韓国味噌を日本の料理に使うとどうなる?逆に日本味噌を韓国料理に使うと?
韓国の味噌を日本料理に使う場合
味噌汁:テンジャンを使うと香りが強く、ちょっと韓国風のパンチが効いた味に。ワカメや豆腐よりも、じゃがいもやキノコ系の具と相性が良いです。煮れば煮るほどに旨みが強くなります。
煮物:韓国の味噌は似るほど香りが際立つので、魚の煮付けや肉じゃがに加えると「深み+少しクセのある旨味」がプラスされます。

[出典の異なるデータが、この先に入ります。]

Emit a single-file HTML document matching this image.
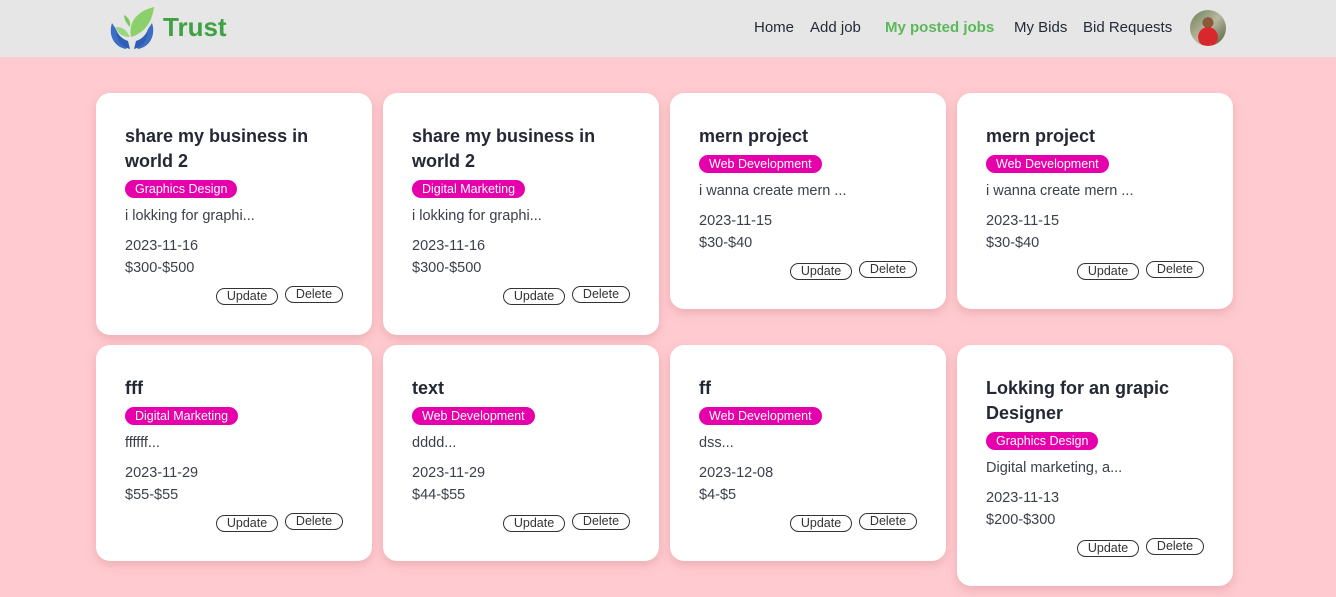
<!DOCTYPE html>
<html><head><meta charset="utf-8"><style>
*{box-sizing:border-box;margin:0;padding:0}
body{width:1336px;height:597px;overflow:hidden;background:#ffcbd0;font-family:"Liberation Sans",sans-serif;color:#252a36}
.nav{height:57px;background:#e5e6e5;position:relative}
.logo{position:absolute;left:108px;top:5px}
.brand{position:absolute;left:163px;top:12px;font-size:26px;font-weight:bold;color:#3ea243}
.links{position:absolute;top:19px;font-size:15px;color:#252a36}
.links span{position:absolute;white-space:nowrap}
.av{position:absolute;left:1190px;top:10px;width:36px;height:36px;border-radius:50%;background:radial-gradient(circle at 50% 75%,#d8282c 0 30%,transparent 31%),radial-gradient(circle at 50% 35%,#8a5a3a 0 18%,transparent 19%),linear-gradient(135deg,#6d7d55,#b8b8a0,#4d5a3a)}
.card{position:absolute;width:276px;background:#fff;border-radius:14px;padding:31px 29px 0 29px;box-shadow:0 4px 10px rgba(200,120,130,.35)}
.t{font-size:18px;font-weight:bold;line-height:25px;color:#232834}
.b{display:inline-block;margin-top:6px;height:18px;line-height:18px;padding:0 10px;border-radius:9px;background:#e600ab;color:#fff;font-size:12.5px}
.d{margin-top:8px;font-size:14.5px;line-height:20px;color:#3a3f4a}
.dt{margin-top:9px;font-size:14.5px;line-height:22px;color:#3a3f4a}
.btns{position:relative;height:20px;margin-top:7px}
.btn{position:absolute;height:17px;border:1px solid #333;border-radius:9px;font-size:12.5px;line-height:15px;text-align:center;color:#333;background:#fff}
.u{right:65px;width:62px;top:2px}.x{right:0;width:58px;top:0}
</style></head><body>
<div class="nav">
<svg class="logo" width="48" height="46" viewBox="0 0 48 46">
<path d="M4 18 C0 30 6 42 18 44 L20 40 C12 38 8 32 8 24 Z" fill="#3c6fc4"/>
<path d="M8 24 C10 30 14 34 20 36 L22 44 C14 42 8 36 8 24Z" fill="#2f5fb4"/>
<path d="M44 18 C48 30 42 42 30 44 L28 40 C36 38 40 32 40 24 Z" fill="#3c6fc4"/>
<path d="M40 24 C38 30 34 34 28 36 L26 44 C34 42 40 36 40 24Z" fill="#2f5fb4"/>
<path d="M23 32 C20 16 30 6 46 2 C44 18 36 28 23 32Z" fill="#8bd06a"/>
<path d="M22 32 C18 24 14 22 8 22 C10 30 16 32 22 32Z" fill="#9bd77c"/>
<path d="M22 22 C18 18 16 14 16 10 C20 12 23 16 22 22Z" fill="#7cc65a"/>
</svg>
<div class="brand">Trust</div>
<div class="links">
<span style="left:754px">Home</span>
<span style="left:810px">Add job</span>
<span style="left:885px;color:#5cb85c;font-weight:bold">My posted jobs</span>
<span style="left:1014px">My Bids</span>
<span style="left:1083px">Bid Requests</span>
</div>
<div class="av"></div>
</div>

<div class="card" style="left:96px;top:93px;height:242px"><div class="t">share my business in world 2</div><div class="b">Graphics Design</div><div class="d">i lokking for graphi...</div><div class="dt">2023-11-16<br>$300-$500</div><div class="btns"><div class="btn u">Update</div><div class="btn x">Delete</div></div></div>
<div class="card" style="left:383px;top:93px;height:242px"><div class="t">share my business in world 2</div><div class="b">Digital Marketing</div><div class="d">i lokking for graphi...</div><div class="dt">2023-11-16<br>$300-$500</div><div class="btns"><div class="btn u">Update</div><div class="btn x">Delete</div></div></div>
<div class="card" style="left:670px;top:93px;height:216px"><div class="t">mern project</div><div class="b">Web Development</div><div class="d">i wanna create mern ...</div><div class="dt">2023-11-15<br>$30-$40</div><div class="btns"><div class="btn u">Update</div><div class="btn x">Delete</div></div></div>
<div class="card" style="left:957px;top:93px;height:216px"><div class="t">mern project</div><div class="b">Web Development</div><div class="d">i wanna create mern ...</div><div class="dt">2023-11-15<br>$30-$40</div><div class="btns"><div class="btn u">Update</div><div class="btn x">Delete</div></div></div>

<div class="card" style="left:96px;top:345px;height:216px"><div class="t">fff</div><div class="b">Digital Marketing</div><div class="d">ffffff...</div><div class="dt">2023-11-29<br>$55-$55</div><div class="btns"><div class="btn u">Update</div><div class="btn x">Delete</div></div></div>
<div class="card" style="left:383px;top:345px;height:216px"><div class="t">text</div><div class="b">Web Development</div><div class="d">dddd...</div><div class="dt">2023-11-29<br>$44-$55</div><div class="btns"><div class="btn u">Update</div><div class="btn x">Delete</div></div></div>
<div class="card" style="left:670px;top:345px;height:216px"><div class="t">ff</div><div class="b">Web Development</div><div class="d">dss...</div><div class="dt">2023-12-08<br>$4-$5</div><div class="btns"><div class="btn u">Update</div><div class="btn x">Delete</div></div></div>
<div class="card" style="left:957px;top:345px;height:241px"><div class="t">Lokking for an grapic Designer</div><div class="b">Graphics Design</div><div class="d">Digital marketing, a...</div><div class="dt">2023-11-13<br>$200-$300</div><div class="btns"><div class="btn u">Update</div><div class="btn x">Delete</div></div></div>
</body></html>
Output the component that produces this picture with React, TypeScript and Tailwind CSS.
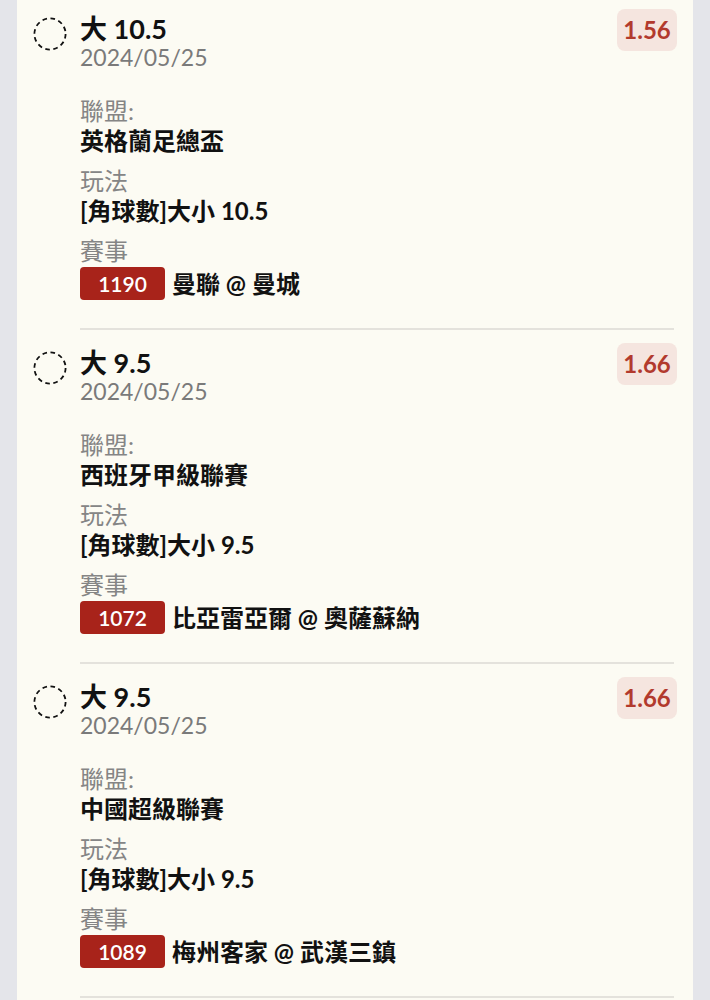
import React from "react";

type Bet = {
  title: string;
  date: string;
  odds: string;
  league: string;
  play: string;
  id: string;
  match: string;
};

const bets: Bet[] = [
  {
    title: "大 10.5",
    date: "2024/05/25",
    odds: "1.56",
    league: "英格蘭足總盃",
    play: "[角球數]大小 10.5",
    id: "1190",
    match: "曼聯 @ 曼城",
  },
  {
    title: "大 9.5",
    date: "2024/05/25",
    odds: "1.66",
    league: "西班牙甲級聯賽",
    play: "[角球數]大小 9.5",
    id: "1072",
    match: "比亞雷亞爾 @ 奧薩蘇納",
  },
  {
    title: "大 9.5",
    date: "2024/05/25",
    odds: "1.66",
    league: "中國超級聯賽",
    play: "[角球數]大小 9.5",
    id: "1089",
    match: "梅州客家 @ 武漢三鎮",
  },
];

function DashedCircle() {
  return (
    <svg width="34" height="34" viewBox="0 0 34 34" className="shrink-0 mt-[8px]">
      <circle
        cx="17"
        cy="17"
        r="15.6"
        fill="none"
        stroke="#111111"
        strokeWidth="1.8"
        strokeDasharray="4.6 3.57"
      />
    </svg>
  );
}

function BetItem({ bet }: { bet: Bet }) {
  return (
    <div className="flex pt-[13px] pl-[16px] pr-[16px]">
      <DashedCircle />
      <div className="flex-1 ml-[13px]">
        <div className="flex justify-between items-start">
          <div className="pt-[5px]">
            <div className="text-[27px] leading-[30px] font-bold text-[#111111]">{bet.title}</div>
            <div className="mt-[1px] text-[23px] leading-[24px] text-[#7a7a7a]">{bet.date}</div>
          </div>
          <div className="w-[60px] h-[42px] rounded-[8px] bg-[#f5e5df] flex items-center justify-center text-[24px] font-bold text-[#b23a2d]">
            {bet.odds}
          </div>
        </div>
        <div className="mt-[27px]">
          <div className="text-[24px] leading-[30px] text-[#858585]">聯盟:</div>
          <div className="text-[24px] leading-[30px] font-bold text-[#111111]">{bet.league}</div>
          <div className="mt-[10px] text-[24px] leading-[30px] text-[#858585]">玩法</div>
          <div className="text-[24px] leading-[30px] font-bold text-[#111111]">{bet.play}</div>
          <div className="mt-[10px] text-[24px] leading-[30px] text-[#858585]">賽事</div>
          <div className="mt-[1px] flex items-center">
            <div className="w-[85px] h-[33px] rounded-[4px] bg-[#a8231a] flex items-center justify-center text-[21px] font-semibold text-white">
              {bet.id}
            </div>
            <div className="ml-[7px] text-[24px] leading-[30px] font-bold text-[#111111]">{bet.match}</div>
          </div>
        </div>
        <div className="mt-[28px] mr-[3px] h-[2px] bg-[#e4e2dc]" />
      </div>
    </div>
  );
}

export default function App() {
  return (
    <div className="min-h-screen bg-[#e4e5ea] px-[17px] font-['Lato','Noto_Sans_CJK_TC',sans-serif]">
      <div className="min-h-screen bg-[#fcfbf3] overflow-hidden">
        <div className="-mt-[4px]">
          {bets.map((b, i) => (
            <BetItem key={i} bet={b} />
          ))}
        </div>
      </div>
    </div>
  );
}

味噌漬け:サムジャンで漬け込むとピリ辛&香ばしい味に。お酒のおつまみに最適。
日本の味噌を韓国料理に使う場合
テンジャンチゲ:白味噌や淡色味噌を使うと、優しい甘みのチゲに。発酵香が控えめで日本人好みの食べやすい味に。
サムジャン:赤味噌をベースにすると、コクが増して日本風アレンジに。ごま油やにんにく、コチュジャンでお好みの味に調節してみてください。
チョングッチャン:日本の味噌ではあの独特の匂いが出せないため、完全再現は難しいですが、豆味噌を加えると「似た濃厚さ」が出せます。
日本の味噌とマッチしそうな韓国料理はある?
日本に住んでいると、当然日本の味噌の方が手に入りやすいですよね。そこで、今回は韓国料理×日本味噌のペアリングを考えてみました。
白味噌 → サムジャン、ナムル和え、味噌ダレ(甘口でマイルドに仕上がる)
淡色味噌 → キムチチゲ、純豆腐チゲ(辛さの中に柔らかさをプラス)
赤味噌 → プルコギの下味、キムチ炒め(濃厚な旨味がマッチ)
豆味噌 → テンジャンチゲ、チョングッチャン
韓国の味噌も種類が豊富で美味しい!
韓国と日本の味噌は同じ「発酵食品」でも、発酵方法や麹の有無によって風味や使い方が大きく異なります。韓国の味噌は力強く、よく煮込むチゲやサムジャンに最適。一方、日本の味噌は旨味や甘みがあり、バリエーションも豊富。「韓国味噌を日本料理に」「日本味噌を韓国料理に」取り入れることで、新しい味わいが生まれるのではないでしょうか。韓国料理が好きな方はもちろん、普段の料理に変化をつけたい方にもおすすめです。おうちごはんに韓国×日本の味噌アレンジを取り入れて、毎日の食卓をもっと楽しくしてみませんか?